Jingwen Leng, Alper Buyuktosunoglu, Ramon Bertran, Pradip Bose, Quan Chen, Minyi Guo, Vijay Janapa Reddi

In Proceedings of International Symposium on High Performance Computer Architecture (HPCA), Feb. 2020

ABSTRACT
Accelerators make the task of building systems that are resilient against transient errors like voltage noise and soft erors hard. Architects integrate accelerators into the system as black box third-party IP components. So a fault in one or more accelerators may threaten the system’s reliability if there are no established failure semantics for how an error propagates from the accelerator to the main CPU. Existing solutions that assure system reliability come at the cost of sacrificing accelerator generality, efficiency, and incur significant overhead, even in the absence of errors. To overcome these drawbacks, we examine reliability management of accelerator systems via hardware-software co-design, coupling an efficient architecture design with compiler and runtime support, to cope with transient errors. We introduce asymmetric resilience that architects reliability at the system level, centered around a hardened CPU, rather than at the accelerator level.
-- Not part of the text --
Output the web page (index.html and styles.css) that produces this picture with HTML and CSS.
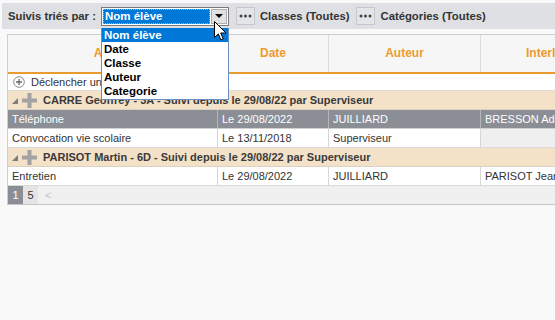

At runtime, the system exploits task-level idempotency to contain accelerator errors and use memory protection instead of taking checkpoints to mitigate overheads. We also leverage the fact that errors rarely occur in systems, and exploit the trade-off between error recovery performance and improved error-free performance to enhance system efficiency. Using GPUs, which are at the forefront of accelerator systems, we demonstrate how our system architecture manages reliability in both integrated and discrete systems, under voltage-noise and soft-error related faults, leading to extremely low overhead (less than 1%) and substantial gains (20% energy savings on average).